Это оказался шейх Фахад эль Ханша со своими людьми: старые и болтливые воины, которые были с нами на марше в Веджх, и были с Гарландом в том крупном деле, когда его первая автоматическая мина успешно взорвала войсковой поезд у станции Товейра. Фахад и слышать не хотел о том, чтобы я спокойно отдохнул около его палатки, но с безрассудным панибратством людей пустыни затолкал меня в это гиблое место, к своим собственным вшам. Там он вливал в меня чашку за чашкой слабительного верблюжьего молока, перемежая их вопросами о Европе, о моем родном племени, о верблюжьих пастбищах Англии, о войне в Хиджазе и войнах где угодно еще, о Египте и о Дамаске, и как дела у Фейсала, и зачем мы ищем Абдуллу, и по какой неестественной странности я остаюсь христианином, когда их сердца ждут не дождутся приветствовать меня в истинной вере?
Так прошли долгие часы до десяти вечера, когда внесли овцу для гостей, по-царски разрезанную, среди огромной груды риса с маслом. Я съел, сколько требовали хорошие манеры, завернулся в покрывало и уснул; тело мое было слишком истощено после многочасового похода, худшего из всех, какие можно было представить, чтобы обращать внимание на нападение вшей и блох. Однако болезнь подстегнула мою обычно неповоротливую фантазию, которая взбунтовалась этой ночью, и во сне я скитался нагишом по темной вечности сквозь невыносимую лаву (похожую на яичницу железно-синего цвета и очень изломанную), жалящую ноги, как укусы насекомых; и какой-то кошмар, возможно, мертвый мавр, всегда карабкался за нами.

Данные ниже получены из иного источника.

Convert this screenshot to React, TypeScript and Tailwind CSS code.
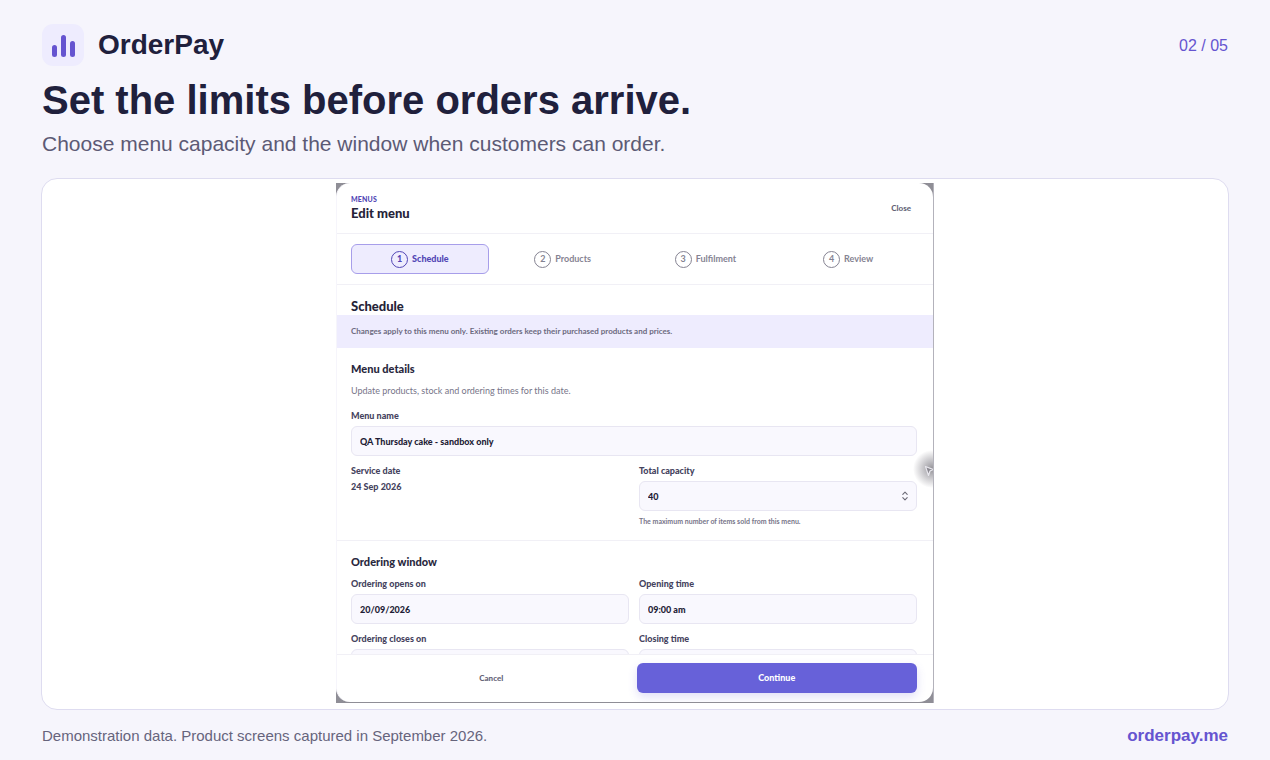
import type { ReactNode } from 'react';

interface FieldProps {
  id: string;
  label: string;
  value: string;
  stepper?: boolean;
  hint?: string;
}

const steps = ['Schedule', 'Products', 'Fulfilment', 'Review'];

function Field({ id, label, value, stepper = false, hint }: FieldProps) {
  return (
    <div className="flex flex-col gap-1">
      <label htmlFor={id} className="text-[9px] leading-3 font-black text-[#45435e]">
        {label}
      </label>
      <div className="relative">
        <input
          id={id}
          type="text"
          defaultValue={value}
          className="block h-[30px] w-full rounded-md border border-[#e8e6f2] bg-[#f9f8fe] px-2 text-[9px] font-black text-[#1f1d36] outline-none"
        />
        {stepper && (
          <svg
            viewBox="0 0 8 12"
            className="absolute top-[9px] right-2 h-3 w-2"
            fill="none"
            stroke="#6b6a76"
            strokeWidth="1.1"
            strokeLinecap="round"
            strokeLinejoin="round"
          >
            <path d="M1.8 4.3 4 2.1 6.2 4.3M1.8 7.7 4 9.9 6.2 7.7" />
          </svg>
        )}
      </div>
      {hint && <p className="text-[7px] leading-3 font-bold text-[#777589]">{hint}</p>}
    </div>
  );
}

function Section({ title, children }: { title: string; children: ReactNode }) {
  return (
    <section className="border-b border-[#f1f0f6] py-[13px] pr-4 pl-[14px]">
      <h3 className="mb-2 text-[11px] leading-4 font-black text-[#29273d]">{title}</h3>
      {children}
    </section>
  );
}

function EditMenuDialog() {
  return (
    <div className="relative flex w-full max-w-[598px] border-r border-[#b3b2bb] bg-[#8f8e96] pb-px font-[Lato,sans-serif]">
      <div className="flex min-h-0 w-full flex-col overflow-hidden rounded-[14px] border-l border-[#f6f5fb] bg-white">
        <header className="flex shrink-0 items-center justify-between border-b border-[#f1f0f6] pt-[11px] pr-[22px] pb-[11px] pl-[14px]">
          <div>
            <p className="text-[7px] leading-[10px] font-black tracking-wide text-[#5246b5]">MENUS</p>
            <h2 className="text-[13px] leading-[18px] font-black text-[#252338]">Edit menu</h2>
          </div>
          <button type="button" className="text-[8px] leading-3 font-black text-[#656377]">
            Close
          </button>
        </header>

        <nav className="grid shrink-0 grid-cols-4 gap-[5px] border-b border-[#f1f0f6] py-[10px] pr-4 pl-[14px]">
          {steps.map((step, idx) => {
            const active = idx === 0;
            return (
              <button
                key={step}
                type="button"
                className={`flex h-[30px] items-center justify-center gap-1 rounded-md border text-[9px] ${
                  active
                    ? 'border-[#a79eea] bg-[#eeecfe] font-black text-[#5246b5]'
                    : 'border-transparent font-bold text-[#858392]'
                }`}
              >
                <span className="flex size-[17px] items-center justify-center rounded-full border border-current">
                  {idx + 1}
                </span>
                {step}
              </button>
            );
          })}
        </nav>

        <div className="min-h-0 flex-1 overflow-hidden">
          <h2 className="pt-3 pr-4 pl-[14px] text-[13px] leading-[18px] font-black text-[#252338]">Schedule</h2>
          <p className="bg-[#eeecfe] py-[10px] pr-4 pl-[14px] text-[8px] leading-[13px] font-bold text-[#6c6a80]">
            Changes apply to this menu only. Existing orders keep their purchased products and prices.
          </p>

          <Section title="Menu details">
            <p className="mb-[13px] text-[9px] leading-3 text-[#777589]">
              Update products, stock and ordering times for this date.
            </p>
            <Field id="menu-name" label="Menu name" value="QA Thursday cake - sandbox only" />
            <div className="mt-[9px] grid grid-cols-2 gap-[10px]">
              <div className="flex flex-col gap-1 text-[9px] leading-3 font-black text-[#45435e]">
                <p>Service date</p>
                <p>24 Sep 2026</p>
              </div>
              <Field
                id="capacity"
                label="Total capacity"
                value="40"
                stepper
                hint="The maximum number of items sold from this menu."
              />
            </div>
          </Section>

          <Section title="Ordering window">
            <div className="grid grid-cols-2 gap-x-[10px] gap-y-[9px]">
              <Field id="opens-on" label="Ordering opens on" value="20/09/2026" />
              <Field id="opens-at" label="Opening time" value="09:00 am" />
              <Field id="closes-on" label="Ordering closes on" value="" />
              <Field id="closes-at" label="Closing time" value="" />
            </div>
          </Section>
        </div>

        <footer className="grid shrink-0 grid-cols-2 gap-[5px] border-t border-[#f1f0f6] pt-2 pr-4 pb-[9px] pl-[14px]">
          <button type="button" className="h-[30px] text-[8px] font-black text-[#656377]">
            Cancel
          </button>
          <button
            type="button"
            className="h-[30px] rounded-md bg-[#6761d9] text-[9px] font-black text-white shadow-[0_4px_10px_rgba(103,97,217,0.2)]"
          >
            Continue
          </button>
        </footer>
      </div>

      {/* Pointer resting on the dialog edge */}
      <div className="absolute inset-y-0 right-0 w-6 overflow-hidden">
        <svg viewBox="0 0 24 48" className="absolute top-[264px] right-0 h-12 w-6">
          <defs>
            <radialGradient id="pointer-shade">
              <stop offset="0" stopColor="#77757c" stopOpacity="0.8" />
              <stop offset="0.5" stopColor="#8a8890" stopOpacity="0.45" />
              <stop offset="1" stopColor="#8a8890" stopOpacity="0" />
            </radialGradient>
          </defs>
          <circle cx="23" cy="22" r="19" fill="url(#pointer-shade)" />
          <path
            d="M16.5 19.5 24 22.5 21 24 19.5 28.5Z"
            fill="#8a8890"
            stroke="#e9e8ee"
            strokeWidth="1.2"
            strokeLinejoin="round"
          />
        </svg>
      </div>
    </div>
  );
}

export default function App() {
  return (
    <main className="flex h-screen flex-col bg-[#f6f5fc] px-[41px] pt-6 pb-[13px] font-['Liberation_Sans',Arial,sans-serif] text-[#20203c]">
      <header className="flex items-center justify-between px-px">
        <div className="flex items-center gap-[14px]">
          <svg viewBox="0 0 42 42" className="size-[42px]">
            <rect width="42" height="42" rx="11" fill="#eeecfe" />
            <g fill="#6554d0">
              <rect x="10" y="21" width="5" height="12" rx="2.5" />
              <rect x="19" y="11" width="5" height="22" rx="2.5" />
              <rect x="28" y="17" width="5" height="16" rx="2.5" />
            </g>
          </svg>
          <span className="text-[28px] leading-[42px] font-bold">OrderPay</span>
        </div>
        <span className="pt-0.5 text-[16px] text-[#6554d0]">02 / 05</span>
      </header>

      <h1 className="mt-[10px] px-px text-[40px] leading-[48px] font-bold">Set the limits before orders arrive.</h1>
      <p className="mt-[7px] px-px text-[21px] leading-[26px] text-[#5c5a75]">
        Choose menu capacity and the window when customers can order.
      </p>

      <div className="mt-[21px] flex min-h-0 flex-1 justify-center rounded-2xl border border-[#dedcf0] bg-white px-1 pt-1 pb-[6px]">
        <EditMenuDialog />
      </div>

      <footer className="mt-[15px] flex items-center justify-between px-px">
        <p className="text-[15px] leading-[22px] text-[#66647c]">
          Demonstration data. Product screens captured in September 2026.
        </p>
        <a href="#" className="text-[17px] leading-[22px] font-bold text-[#6554d0]">
          orderpay.me
        </a>
      </footer>
    </main>
  );
}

Утром мы встали рано и освежились, все в горящих точках от укусов тех, кто кормился на нас. После еще одной чашки молока, предложенной нам услужливым Фахадом, я был способен дойти без посторонней помощи до моего верблюда и энергично влезть на него. Мы поехали вверх по последнему отрезку вади Гара до гребня, среди конусов черного шлака от кратера к югу. Оттуда мы свернули в долину притока, которая кончалась крутой и скалистой расщелиной, вверх по которой мы тянули своих верблюдов.
За ней у нас был легкий спуск в вади Мармийя, середина которой была выглажена лавой, как гальванизированным утюгом, на каждой стороне ее были гладкие песчаные русла, удобные для ходьбы. Через некоторое время мы подошли к разлому долины, который служил дорогой на другой стороне. По нему мы прошли, обнаружив среди лавы во впадинах почву, очевидно, высокоплодородную, потому что там росли лиственные деревья и лужайки настоящей травы, усеянной цветами, как звездами, лучшее пастбище за всю нашу поездку, зелень которого выглядела еще чудеснее на фоне сине-черной изогнутой корки скал вокруг. Лава изменила свой характер. Не было груд разбросанного камня, размером с череп или с мужскую ладонь, истертых и закругленных; вместо этого — скученные и кристализированные ответвления металлических скал, почти непроходимых для босых ног.
Еще один водораздел вел нас на открытое пространство, где джухейна вспахали около восьми акров тонкой почвы под пучками кустарника. Говорили, что по соседству были другие подобные поля, молчаливые свидетели смелости и настойчивости арабов. Эта долина звалась вади Четф, и после нее была другая река изломанной лавы, но худшее еще предстояло. Тенистая тропа шла через нее зигзагом. Мы лишились одного верблюда — он запнулся о выбоину и сломал переднюю ногу; и множество костей, лежавших вокруг, показывали, что мы были не единственным отрядом, который пострадал на этом несчастном переходе. Однако на этом наша лава закончилась, по словам проводников, и мы шли дальше вперед по легким долинам, под конец с долгим переходом по мягкому склону до заката. Дорога была такой хорошей, и дневная прохлада так освежила меня, что мы не делали привала при наступлении ночи, как привыкли, но поспешили через бассейн Мармийя в бассейн вади Аис, и там, под Тлейхом, мы остановились, чтобы разбить лагерь в последний раз на пути, в открытой местности.
Я радовался, что мы так близко, так как был в тяжелой лихорадке. Я боялся, что, кажется, действительно собираюсь заболеть, и в таком состоянии перспектива свалиться в добрые руки кочевников была неприятной. Они лечили любую болезнь прижиганиями на теле пациента в каких-то точках, которые, как они верили, имели отношение к пораженному месту. Это было лечение, терпимое для тех, кто мог в него поверить, но просто пытка для неверующего; принять его не по своей воле было глупо и все же неизбежно, так как хорошие намерения арабов, эгоистичные, как их хорошее пищеварение, никогда не принимали во внимание протесты больного.